EXERCISE INSTRUCTIONS
Output the material exactly, but drop every image it holds.

>> BEGIN DATA PROVIDED

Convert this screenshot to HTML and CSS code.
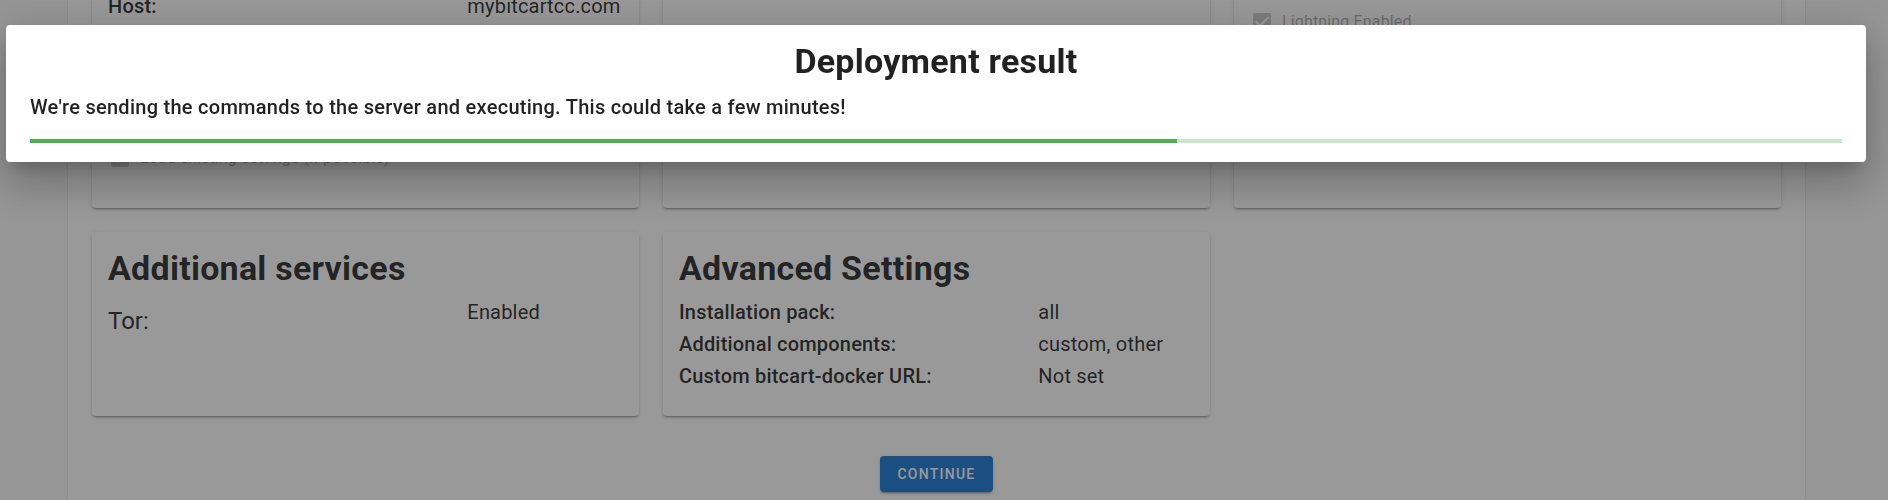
FILE: index.html
```html
<!DOCTYPE html>
<html lang="en">
<head>
<meta charset="utf-8">
<title>Deployment result</title>
<link rel="stylesheet" href="styles.css">
</head>
<body>
<div class="page">
  <main class="sheet">
    <div class="grid">
      <section class="card card-host">
        <div class="row">
          <div class="col-label strong">Host:</div>
          <div class="col-value">mybitcartcc.com</div>
        </div>
        <label class="check check-load">
          <svg class="check-icon" viewBox="0 0 24 24"><path d="M19 3H5c-1.11 0-2 .9-2 2v14c0 1.1.89 2 2 2h14c1.11 0 2-.9 2-2V5c0-1.1-.89-2-2-2zm-9 14l-5-5 1.410-1.41L10 14.17l7.59-7.59L19 8l-9 9z"/></svg>
          <span>Load existing settings (if possible)</span>
        </label>
      </section>
      <section class="card"></section>
      <section class="card card-lightning">
        <label class="check check-lightning">
          <svg class="check-icon" viewBox="0 0 24 24"><path d="M19 3H5c-1.11 0-2 .9-2 2v14c0 1.1.89 2 2 2h14c1.11 0 2-.9 2-2V5c0-1.1-.89-2-2-2zm-9 14l-5-5 1.41-1.41L10 14.17l7.59-7.59L19 8l-9 9z"/></svg>
          <span>Lightning Enabled</span>
        </label>
      </section>
      <section class="card card-summary">
        <h2 class="card-title">Additional services</h2>
        <div class="row">
          <div class="col-label tor">Tor:</div>
          <div class="col-value">Enabled</div>
        </div>
      </section>
      <section class="card card-summary">
        <h2 class="card-title">Advanced Settings</h2>
        <div class="row">
          <div class="col-label strong">Installation pack:</div>
          <div class="col-value">all</div>
        </div>
        <div class="row">
          <div class="col-label strong">Additional components:</div>
          <div class="col-value">custom, other</div>
        </div>
        <div class="row">
          <div class="col-label strong">Custom bitcart-docker URL:</div>
          <div class="col-value">Not set</div>
        </div>
      </section>
    </div>
    <div class="actions">
      <button class="btn" type="button">Continue</button>
    </div>
  </main>
</div>

<div class="overlay"></div>

<div class="dialog" role="dialog">
  <h1 class="dialog-title">Deployment result</h1>
  <p class="dialog-text">We're sending the commands to the server and executing. This could take a few minutes!</p>
  <div class="progress">
    <div class="progress-bar" style="width: 63.3%"></div>
  </div>
</div>
</body>
</html>
```

FILE: styles.css
```css
html, body {
  margin: 0;
  padding: 0;
  overflow: hidden;
  background: #fafafa;
  font-family: Roboto, "Noto Sans", "Liberation Sans", sans-serif;
  color: rgba(0, 0, 0, 0.87);
}

.page {
  width: 1872px;
  margin-top: -50px;
}

.sheet {
  margin: 0 67px 0 68px;
  padding: 24px 24px 40px;
  background: #fff;
  min-height: 700px;
  box-shadow: 0 2px 1px -1px rgba(0,0,0,.2), 0 1px 1px 0 rgba(0,0,0,.14), 0 1px 3px 0 rgba(0,0,0,.12);
}

.grid {
  display: grid;
  grid-template-columns: repeat(3, 1fr);
  gap: 24px;
}

.card {
  background: #fff;
  border-radius: 4px;
  padding: 16px;
  box-shadow: 0 3px 1px -2px rgba(0,0,0,.2), 0 2px 2px 0 rgba(0,0,0,.14), 0 1px 5px 0 rgba(0,0,0,.12);
}

.card-host {
  padding-bottom: 38px;
}

.card-summary {
  padding-bottom: 24px;
}

.card-title {
  margin: 0 0 8px;
  font-size: 34px;
  line-height: 40px;
  font-weight: 700;
  letter-spacing: 0.25px;
}

.row {
  display: flex;
  margin: 0 -12px;
  font-size: 20px;
  line-height: 32px;
  letter-spacing: 0.19px;
}

.col-label {
  flex: 0 0 66.6667%;
  box-sizing: border-box;
  padding: 0 12px;
}

.col-value {
  flex: 0 0 33.3333%;
  box-sizing: border-box;
  padding: 0 12px;
}

.strong {
  font-weight: 500;
}

.tor {
  font-size: 24px;
  padding-top: 9px;
  letter-spacing: 0;
}

.check {
  display: flex;
  align-items: center;
  gap: 8px;
  font-size: 16px;
  line-height: 24px;
  letter-spacing: 0.15px;
  color: rgba(0, 0, 0, 0.34);
}

.check-icon {
  width: 24px;
  height: 24px;
  fill: rgba(0, 0, 0, 0.2);
  flex: none;
}

.check-load {
  margin-top: 124px;
}

.check-lightning {
  margin-top: 20px;
}

.actions {
  display: flex;
  justify-content: center;
  margin-top: 40px;
}

.btn {
  height: 36px;
  padding: 0 17px;
  border: 0;
  border-radius: 4px;
  background: #1976d2;
  color: #fff;
  font-family: Roboto, "Noto Sans", sans-serif;
  font-size: 14px;
  font-weight: 500;
  letter-spacing: 1.25px;
  text-transform: uppercase;
  box-shadow: 0 3px 1px -2px rgba(0,0,0,.2), 0 2px 2px 0 rgba(0,0,0,.14), 0 1px 5px 0 rgba(0,0,0,.12);
}

.overlay {
  position: fixed;
  inset: 0;
  background: rgba(33, 33, 33, 0.46);
  z-index: 5;
}

.dialog {
  position: fixed;
  top: 25px;
  left: 6px;
  width: 1860px;
  box-sizing: border-box;
  padding: 16px 24px 19px;
  background: #fff;
  border-radius: 4px;
  z-index: 6;
  box-shadow: 0 11px 15px -7px rgba(0,0,0,.2), 0 24px 38px 3px rgba(0,0,0,.14), 0 9px 46px 8px rgba(0,0,0,.12);
}

.dialog-title {
  margin: 0;
  text-align: center;
  font-size: 34px;
  line-height: 40px;
  font-weight: 700;
  letter-spacing: 0.25px;
}

.dialog-text {
  margin: 10px 0 0;
  font-size: 20px;
  line-height: 32px;
  font-weight: 500;
  letter-spacing: 0.27px;
}

.progress {
  margin-top: 16px;
  height: 4px;
  background: #c8e6c9;
}

.progress-bar {
  height: 100%;
  background: #4caf50;
}
```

>> END DATA PROVIDED

RESPONSE TO THIS TASK
Convert this screenshot to HTML and CSS code.
FILE: index.html
```html
<!DOCTYPE html>
<html lang="en">
<head>
<meta charset="utf-8">
<title>Deployment result</title>
<link rel="stylesheet" href="styles.css">
</head>
<body>
<div class="page">
  <main class="sheet">
    <div class="grid">
      <section class="card card-host">
        <div class="row">
          <div class="col-label strong">Host:</div>
          <div class="col-value">mybitcartcc.com</div>
        </div>
        <label class="check check-load">
          <svg class="check-icon" viewBox="0 0 24 24"><path d="M19 3H5c-1.11 0-2 .9-2 2v14c0 1.1.89 2 2 2h14c1.11 0 2-.9 2-2V5c0-1.1-.89-2-2-2zm-9 14l-5-5 1.410-1.41L10 14.17l7.59-7.59L19 8l-9 9z"/></svg>
          <span>Load existing settings (if possible)</span>
        </label>
      </section>
      <section class="card"></section>
      <section class="card card-lightning">
        <label class="check check-lightning">
          <svg class="check-icon" viewBox="0 0 24 24"><path d="M19 3H5c-1.11 0-2 .9-2 2v14c0 1.1.89 2 2 2h14c1.11 0 2-.9 2-2V5c0-1.1-.89-2-2-2zm-9 14l-5-5 1.41-1.41L10 14.17l7.59-7.59L19 8l-9 9z"/></svg>
          <span>Lightning Enabled</span>
        </label>
      </section>
      <section class="card card-summary">
        <h2 class="card-title">Additional services</h2>
        <div class="row">
          <div class="col-label tor">Tor:</div>
          <div class="col-value">Enabled</div>
        </div>
      </section>
      <section class="card card-summary">
        <h2 class="card-title">Advanced Settings</h2>
        <div class="row">
          <div class="col-label strong">Installation pack:</div>
          <div class="col-value">all</div>
        </div>
        <div class="row">
          <div class="col-label strong">Additional components:</div>
          <div class="col-value">custom, other</div>
        </div>
        <div class="row">
          <div class="col-label strong">Custom bitcart-docker URL:</div>
          <div class="col-value">Not set</div>
        </div>
      </section>
    </div>
    <div class="actions">
      <button class="btn" type="button">Continue</button>
    </div>
  </main>
</div>

<div class="overlay"></div>

<div class="dialog" role="dialog">
  <h1 class="dialog-title">Deployment result</h1>
  <p class="dialog-text">We're sending the commands to the server and executing. This could take a few minutes!</p>
  <div class="progress">
    <div class="progress-bar" style="width: 63.3%"></div>
  </div>
</div>
</body>
</html>
```

FILE: styles.css
```css
html, body {
  margin: 0;
  padding: 0;
  overflow: hidden;
  background: #fafafa;
  font-family: Roboto, "Noto Sans", "Liberation Sans", sans-serif;
  color: rgba(0, 0, 0, 0.87);
}

.page {
  width: 1872px;
  margin-top: -50px;
}

.sheet {
  margin: 0 67px 0 68px;
  padding: 24px 24px 40px;
  background: #fff;
  min-height: 700px;
  box-shadow: 0 2px 1px -1px rgba(0,0,0,.2), 0 1px 1px 0 rgba(0,0,0,.14), 0 1px 3px 0 rgba(0,0,0,.12);
}

.grid {
  display: grid;
  grid-template-columns: repeat(3, 1fr);
  gap: 24px;
}

.card {
  background: #fff;
  border-radius: 4px;
  padding: 16px;
  box-shadow: 0 3px 1px -2px rgba(0,0,0,.2), 0 2px 2px 0 rgba(0,0,0,.14), 0 1px 5px 0 rgba(0,0,0,.12);
}

.card-host {
  padding-bottom: 38px;
}

.card-summary {
  padding-bottom: 24px;
}

.card-title {
  margin: 0 0 8px;
  font-size: 34px;
  line-height: 40px;
  font-weight: 700;
  letter-spacing: 0.25px;
}

.row {
  display: flex;
  margin: 0 -12px;
  font-size: 20px;
  line-height: 32px;
  letter-spacing: 0.19px;
}

.col-label {
  flex: 0 0 66.6667%;
  box-sizing: border-box;
  padding: 0 12px;
}

.col-value {
  flex: 0 0 33.3333%;
  box-sizing: border-box;
  padding: 0 12px;
}

.strong {
  font-weight: 500;
}

.tor {
  font-size: 24px;
  padding-top: 9px;
  letter-spacing: 0;
}

.check {
  display: flex;
  align-items: center;
  gap: 8px;
  font-size: 16px;
  line-height: 24px;
  letter-spacing: 0.15px;
  color: rgba(0, 0, 0, 0.34);
}

.check-icon {
  width: 24px;
  height: 24px;
  fill: rgba(0, 0, 0, 0.2);
  flex: none;
}

.check-load {
  margin-top: 124px;
}

.check-lightning {
  margin-top: 20px;
}

.actions {
  display: flex;
  justify-content: center;
  margin-top: 40px;
}

.btn {
  height: 36px;
  padding: 0 17px;
  border: 0;
  border-radius: 4px;
  background: #1976d2;
  color: #fff;
  font-family: Roboto, "Noto Sans", sans-serif;
  font-size: 14px;
  font-weight: 500;
  letter-spacing: 1.25px;
  text-transform: uppercase;
  box-shadow: 0 3px 1px -2px rgba(0,0,0,.2), 0 2px 2px 0 rgba(0,0,0,.14), 0 1px 5px 0 rgba(0,0,0,.12);
}

.overlay {
  position: fixed;
  inset: 0;
  background: rgba(33, 33, 33, 0.46);
  z-index: 5;
}

.dialog {
  position: fixed;
  top: 25px;
  left: 6px;
  width: 1860px;
  box-sizing: border-box;
  padding: 16px 24px 19px;
  background: #fff;
  border-radius: 4px;
  z-index: 6;
  box-shadow: 0 11px 15px -7px rgba(0,0,0,.2), 0 24px 38px 3px rgba(0,0,0,.14), 0 9px 46px 8px rgba(0,0,0,.12);
}

.dialog-title {
  margin: 0;
  text-align: center;
  font-size: 34px;
  line-height: 40px;
  font-weight: 700;
  letter-spacing: 0.25px;
}

.dialog-text {
  margin: 10px 0 0;
  font-size: 20px;
  line-height: 32px;
  font-weight: 500;
  letter-spacing: 0.27px;
}

.progress {
  margin-top: 16px;
  height: 4px;
  background: #c8e6c9;
}

.progress-bar {
  height: 100%;
  background: #4caf50;
}
```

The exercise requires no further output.